A fascinating piece. Pangborn had a habit of grappling with religious themes and Christian allegories with his repentant dark future, a dominant church sure that the apocalypse, the mutations, and the misery is God’s punishment for some past sin. Leopold as Brother Francis argues for peace and tolerance, but the church argues that one’s lot in life is to accept your suffering—a gentle messiah confronted by the pessimistic status quo. The last story of his I read (“The World is a Sphere”) was a clear allegory for Galileo, while this one is more a general allegory for a Christ-figure’s martyrdom being subverted for Church gain. As such, it’s not a terribly original plotline, but it’s a vivid theme, and the depth to Pangborn’s darkening world still fascinates me. Did I mention it’s a kind of pastoral post-apocalypse, or that I may be slightly biased in favor of apocalyptic stories?
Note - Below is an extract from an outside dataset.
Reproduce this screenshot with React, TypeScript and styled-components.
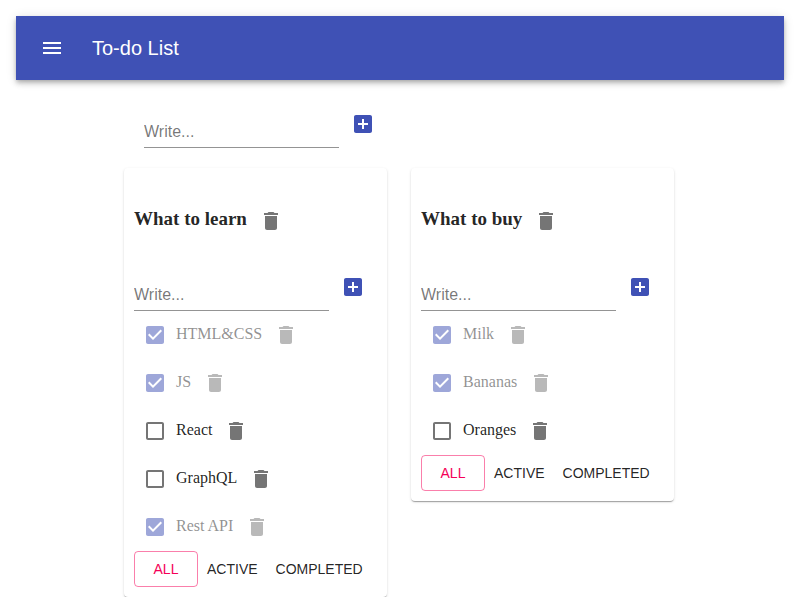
import React, { FormEvent, useState } from "react";
import styled, { createGlobalStyle } from "styled-components";

const GlobalStyle = createGlobalStyle`
  *, *::before, *::after {
    box-sizing: border-box;
  }
  body {
    margin: 0;
    background: #ffffff;
    color: rgba(0, 0, 0, 0.87);
    font-family: "Liberation Serif", "Times New Roman", serif;
    font-size: 16px;
  }
`;

const sans = `"Liberation Sans", Arial, Helvetica, sans-serif`;

const Page = styled.div`
  padding: 16px 16px 0;
`;

const AppBar = styled.header`
  display: flex;
  align-items: center;
  gap: 16px;
  min-height: 64px;
  padding: 0 12px;
  background: #3f51b5;
  color: #ffffff;
  box-shadow: 0 2px 4px -1px rgba(0, 0, 0, 0.2), 0 4px 5px 0 rgba(0, 0, 0, 0.14),
    0 1px 10px 0 rgba(0, 0, 0, 0.12);
`;

const AppTitle = styled.h1`
  margin: 0;
  font-family: ${sans};
  font-size: 20px;
  font-weight: 400;
  line-height: 32px;
`;

const Container = styled.main`
  max-width: 600px;
  margin: 0 auto;
  padding: 0 24px;
`;

const IconButton = styled.button<{ $tone?: "primary" | "inherit" }>`
  display: inline-flex;
  flex: none;
  padding: 12px;
  border: 0;
  border-radius: 50%;
  background: transparent;
  color: ${({ $tone }) =>
    $tone === "primary" ? "#3f51b5" : $tone === "inherit" ? "inherit" : "rgba(0, 0, 0, 0.54)"};
  cursor: pointer;

  &:hover {
    background: rgba(0, 0, 0, 0.04);
  }
`;

const Icon = styled.svg`
  display: block;
  width: 24px;
  height: 24px;
  fill: currentColor;
`;

const NewListArea = styled.section`
  padding: 20px;
`;

const AddForm = styled.form`
  display: flex;
  align-items: flex-start;
`;

const TextField = styled.input`
  width: 195px;
  min-width: 0;
  height: 32px;
  margin: 16px 0 0;
  padding: 0;
  border: 0;
  border-bottom: 1px solid rgba(0, 0, 0, 0.42);
  border-radius: 0;
  outline: 0;
  background: transparent;
  color: inherit;
  font-family: ${sans};
  font-size: 16px;

  &::placeholder {
    color: rgba(0, 0, 0, 0.54);
    opacity: 1;
  }

  &:focus {
    border-bottom-color: #3f51b5;
  }
`;

const Board = styled.div`
  display: flex;
  flex-wrap: wrap;
  align-items: flex-start;
  gap: 24px;
`;

const Card = styled.section`
  padding: 10px;
  border-radius: 4px;
  background: #ffffff;
  box-shadow: 0 2px 1px -1px rgba(0, 0, 0, 0.2), 0 1px 1px 0 rgba(0, 0, 0, 0.14),
    0 1px 3px 0 rgba(0, 0, 0, 0.12);
`;

const CardHeader = styled.div`
  display: flex;
  align-items: center;
  padding: 19px 0 18px;
`;

const CardTitle = styled.h2`
  margin: 0;
  font-size: 19px;
  font-weight: 700;
  line-height: 24px;
  padding-bottom: 4px;
`;

const TaskList = styled.ul`
  margin: 0;
  padding: 0;
  list-style: none;
`;

const TaskRow = styled.li<{ $done: boolean }>`
  display: flex;
  align-items: center;
  opacity: ${({ $done }) => ($done ? 0.5 : 1)};
`;

const TaskLabel = styled.label`
  display: flex;
  align-items: center;
  cursor: pointer;
`;

const CheckBox = styled.span<{ $checked: boolean }>`
  position: relative;
  padding: 9px;
  color: ${({ $checked }) => ($checked ? "#3f51b5" : "rgba(0, 0, 0, 0.54)")};
`;

const CheckInput = styled.input`
  position: absolute;
  inset: 0;
  width: 100%;
  height: 100%;
  margin: 0;
  opacity: 0;
  cursor: inherit;
`;

const TaskText = styled.span`
  line-height: 20px;
  padding-bottom: 2px;
`;

const Filters = styled.div`
  display: flex;
`;

const FilterButton = styled.button<{ $active: boolean }>`
  min-width: 64px;
  height: 36px;
  padding: 0 8px;
  border: 1px solid ${({ $active }) => ($active ? "rgba(245, 0, 87, 0.5)" : "transparent")};
  border-radius: 4px;
  background: transparent;
  color: ${({ $active }) => ($active ? "#f50057" : "inherit")};
  font-family: ${sans};
  font-size: 14px;
  text-transform: uppercase;
  cursor: pointer;
`;

const paths = {
  menu: "M3 18h18v-2H3v2zm0-5h18v-2H3v2zm0-7v2h18V6H3z",
  add: "M19 3H5c-1.11 0-2 .9-2 2v14c0 1.1.89 2 2 2h14c1.1 0 2-.9 2-2V5c0-1.1-.9-2-2-2zm-2 10h-4v4h-2v-4H7v-2h4V7h2v4h4v2z",
  remove: "M6 19c0 1.1.9 2 2 2h8c1.1 0 2-.9 2-2V7H6v12zM19 4h-3.5l-1-1h-5l-1 1H5v2h14V4z",
  unchecked: "M19 5v14H5V5h14m0-2H5c-1.1 0-2 .9-2 2v14c0 1.1.9 2 2 2h14c1.1 0 2-.9 2-2V5c0-1.1-.9-2-2-2z",
  checked:
    "M19 3H5c-1.11 0-2 .9-2 2v14c0 1.1.89 2 2 2h14c1.11 0 2-.9 2-2V5c0-1.1-.89-2-2-2zm-9 14l-5-5 1.41-1.41L10 14.17l7.59-7.59L19 8l-9 9z",
};

function Glyph({ name }: { name: keyof typeof paths }) {
  return (
    <Icon viewBox="0 0 24 24" aria-hidden="true">
      <path d={paths[name]} />
    </Icon>
  );
}

type Filter = "All" | "Active" | "Completed";
interface Task {
  id: number;
  text: string;
  done: boolean;
}
interface TodoList {
  id: number;
  title: string;
  filter: Filter;
  tasks: Task[];
}

const filters: Filter[] = ["All", "Active", "Completed"];

const initialLists: TodoList[] = [
  {
    id: 1,
    title: "What to learn",
    filter: "All",
    tasks: [
      { id: 11, text: "HTML&CSS", done: true },
      { id: 12, text: "JS", done: true },
      { id: 13, text: "React", done: false },
      { id: 14, text: "GraphQL", done: false },
      { id: 15, text: "Rest API", done: true },
    ],
  },
  {
    id: 2,
    title: "What to buy",
    filter: "All",
    tasks: [
      { id: 21, text: "Milk", done: true },
      { id: 22, text: "Bananas", done: true },
      { id: 23, text: "Oranges", done: false },
    ],
  },
];

function AddItem({ label, onAdd }: { label: string; onAdd: (text: string) => void }) {
  const [text, setText] = useState("");
  const submit = (event: FormEvent) => {
    event.preventDefault();
    if (text.trim()) {
      onAdd(text.trim());
      setText("");
    }
  };
  return (
    <AddForm onSubmit={submit}>
      <TextField
        type="text"
        aria-label={label}
        placeholder="Write..."
        value={text}
        onChange={(event) => setText(event.target.value)}
      />
      <IconButton type="submit" $tone="primary" aria-label={label}>
        <Glyph name="add" />
      </IconButton>
    </AddForm>
  );
}

interface TodoCardProps {
  list: TodoList;
  onChange: (list: TodoList) => void;
  onRemove: () => void;
}

function TodoCard({ list, onChange, onRemove }: TodoCardProps) {
  const visible = list.tasks.filter(
    (task) => list.filter === "All" || task.done === (list.filter === "Completed")
  );
  const setTasks = (tasks: Task[]) => onChange({ ...list, tasks });

  return (
    <Card>
      <CardHeader>
        <CardTitle>{list.title}</CardTitle>
        <IconButton type="button" aria-label={`Delete ${list.title}`} onClick={onRemove}>
          <Glyph name="remove" />
        </IconButton>
      </CardHeader>
      <AddItem
        label={`Add to ${list.title}`}
        onAdd={(text) => setTasks([{ id: Date.now(), text, done: false }, ...list.tasks])}
      />
      <TaskList>
        {visible.map((task) => (
          <TaskRow key={task.id} $done={task.done}>
            <TaskLabel>
              <CheckBox $checked={task.done}>
                <CheckInput
                  type="checkbox"
                  checked={task.done}
                  onChange={() =>
                    setTasks(list.tasks.map((t) => (t.id === task.id ? { ...t, done: !t.done } : t)))
                  }
                />
                <Glyph name={task.done ? "checked" : "unchecked"} />
              </CheckBox>
              <TaskText>{task.text}</TaskText>
            </TaskLabel>
            <IconButton
              type="button"
              aria-label={`Delete ${task.text}`}
              onClick={() => setTasks(list.tasks.filter((t) => t.id !== task.id))}
            >
              <Glyph name="remove" />
            </IconButton>
          </TaskRow>
        ))}
      </TaskList>
      <Filters>
        {filters.map((filter) => (
          <FilterButton
            key={filter}
            type="button"
            $active={list.filter === filter}
            aria-pressed={list.filter === filter}
            onClick={() => onChange({ ...list, filter })}
          >
            {filter}
          </FilterButton>
        ))}
      </Filters>
    </Card>
  );
}

export default function App() {
  const [lists, setLists] = useState(initialLists);

  return (
    <>
      <GlobalStyle />
      <Page>
        <AppBar>
          <IconButton type="button" $tone="inherit" aria-label="Menu">
            <Glyph name="menu" />
          </IconButton>
          <AppTitle>To-do List</AppTitle>
        </AppBar>
        <Container>
          <NewListArea>
            <AddItem
              label="Add list"
              onAdd={(title) =>
                setLists([{ id: Date.now(), title, filter: "All", tasks: [] }, ...lists])
              }
            />
          </NewListArea>
          <Board>
            {lists.map((list) => (
              <TodoCard
                key={list.id}
                list={list}
                onChange={(next) => setLists(lists.map((l) => (l.id === next.id ? next : l)))}
                onRemove={() => setLists(lists.filter((l) => l.id !== list.id))}
              />
            ))}
          </Board>
        </Container>
      </Page>
    </>
  );
}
“My Brother Leopold” placed 12th on a Locus poll the following year; it can be found in the collection of darkening world tales Still I Persist in Wondering.

The Bottom Line

At times, I got the feeling these three authors looked at Carr’s request, shrugged, and soldiered on as best they could without really understanding what he was asking for. (Going by his introduction, I’m not entirely sure myself, so I don’t blame them in the slightest if that was the case—I first thought the stars Carr was exalting were Silverberg, Zelazny, and Pangborn, only later seeing the “transcendental adventures” header.) All three stories have some depth, and are thought-provoking, but not all succeed as stories. The thing I’ve found with collections is that reactions tend to be mixed—not every story will appeal to every reader—which can be problematic when the book only collects three stories. All three were reprinted in other collections, which may be a better way to track them down if only one sounds appealing to you. Otherwise, I think An Exaltation of Stars will appeal most to 1970s/New Wave completists, and readers looking to examine that odd niche theme of science fiction dealing with religion.

Silverberg’s was both bizarre and contemplative, a look at loss and redemption in a unique way. I’m not sure all of it works for me—the city of hippies out in the desert belies suspension of disbelief, and then you see the bizarre hymns they sing—it’s a very hit-or-miss story, but it was perhaps the most evocative story in the collection. I had high expectations for Zelazny’s tale and found it lacking, a competent but unexceptional murder-mystery with a little telepathy and a lot of philosophizing about dolphin religion. Pangborn’s I’d rate as the best in the collection, but I freely admit that may be due to my preference for the pastoral post-apocalypse setting he’s constructed. The story he wrote is more about the life of a new messiah who’s undergone a religious transformation, told from multiple perspectives as his legacy is established. It doesn’t do anything unexpected, but is very good at what it does.